A Conversation With Gary West, CMKBD – NKBA


A Conversation With Gary West, CMKBD

The NKBA Past President shares his insights about the past, present and future of the association and the K&B industry.

By Elisa Fernández-Arias

Gary West, CMKBD, President of Great Kitchens & Baths and former NKBA President, has been involved in the kitchen and bath industry for more than 50 years. He served on the National Board of Directors, Executive Committee and was President of the NKBA in 2001. He has also been involved with the association in myriad other ways, including serving on the Hall of Fame Committee and the Kitchen & Bath Guidelines Committee. He was also President of the Indiana State Chapter in 1981,1982 and in the early 1990s.
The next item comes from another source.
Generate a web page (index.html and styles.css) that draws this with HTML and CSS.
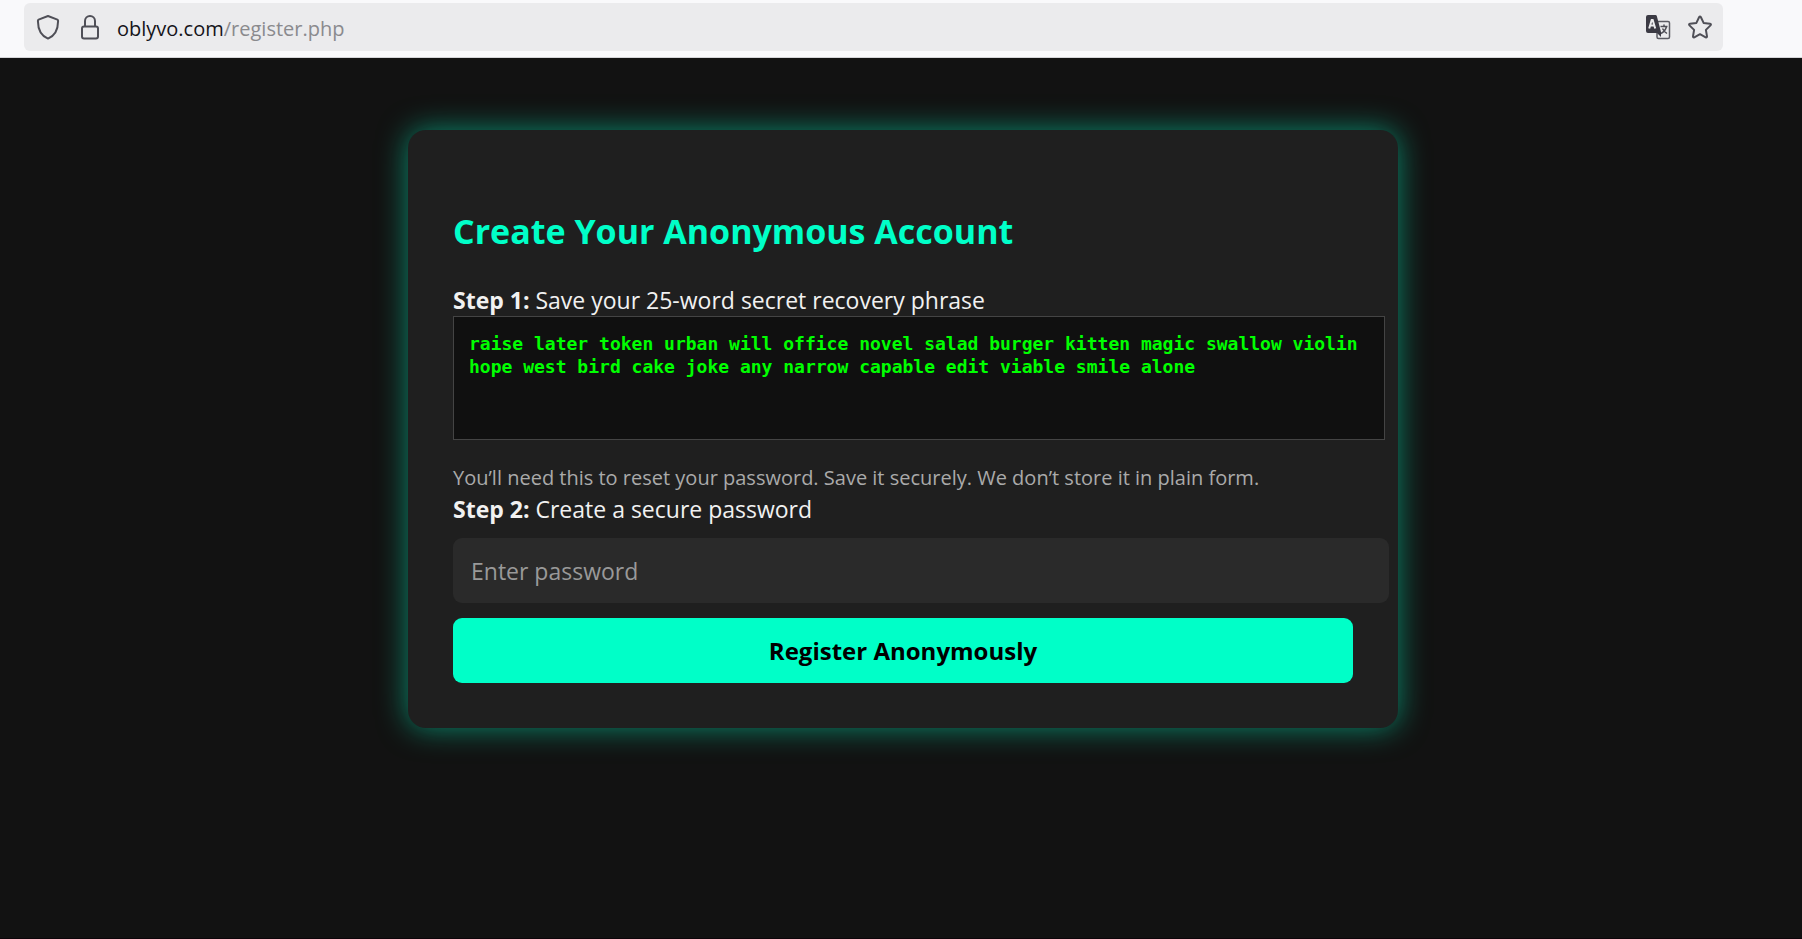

NKBA recently sat down with West to ask him about his time at NKBA, the work and projects he’s undertaken post-NKBA presidency, and what he sees as the future of the kitchen and bath industry.

What was it like being President of the NKBA?

It hardly seems like it has been 22 years since my Presidency. But on the days I’m around our six grandsons, it seems an eternity ago. I fondly remember writing my last column for an NKBA publication and I think my last sentence was something to the effect of “the last ten or so years working alongside our dedicated volunteers and staff were some of the most memorable years of my professional career and I would do it again in a heartbeat.” However, as I’ve gotten older, or really lost my energy to undertake such a responsibility again, I’m not sure whether I would be able to do it now.

What is your most memorable moment during your NKBA Presidency?

When thinking back, the memory that strikes me the most, to this day, is September 11, 2001.  I was in the air that morning, flying to a Chapter meeting, I believe, in Texas. I had a plane change in Minneapolis, and as I got off that plane, I could see a television in one of the bars, showing a skyscraper in flames, hearing the commentator saying that a plane had hit one of the towers. My first thought was the twin towers in Malaysia… but a few minutes later I realized it was one of the New York City World Trade Center towers. And then the next moment, a picture I still see today of  the other tower being hit by the second plane. Ironically, NKBA had a board meeting in one of the towers three years earlier. I sat in a hotel room for four days waiting to be able to rent a car to get back to Indiana, as flights all over the world were canceled for the next week or longer. That day changed my life and I believe the lives of the citizens of the United States forever. No longer were we on the outside of what had been taking place throughout the world for the last number of years.  

What is the biggest change you have seen in NKBA?

The biggest change I have seen is the growth of our association, both nationally and internationally — as well as the consolidation of our industry and associations within the building and remodeling sectors.

Since being President of NKBA, what have you been doing?

Since my “retirement” from NKBA, I have continued to work in our now 62-year-old family business, turning over the major responsibilities to one of our sons, now the third generation.  He has led us through the recession, moved us to a more modern facility, and grown our client base and maintained our hallmark of trust that we have built over more than 60 years.

Where do you see the kitchen and bath industry going in the future? What are you feeling optimistic or excited about?

I believe the K&B industry is in the midst of a revolutionary change. Global products, global ideas in design and business structure are the future. We will not be dominated by the “mom and pop” manufacturers and K&B dealers. There will still be the “niche” markets and clientele for the entrepreneurs who choose to enter our industry, but with artificial intelligence on the horizon, the design community will change forever.

Throughout your career, what is the best advice you have received?

The best advice I have ever received was to do what is right. It sounds cliché, but we are individuals and have a responsibility to help our clients improve their lives and living environments through our work.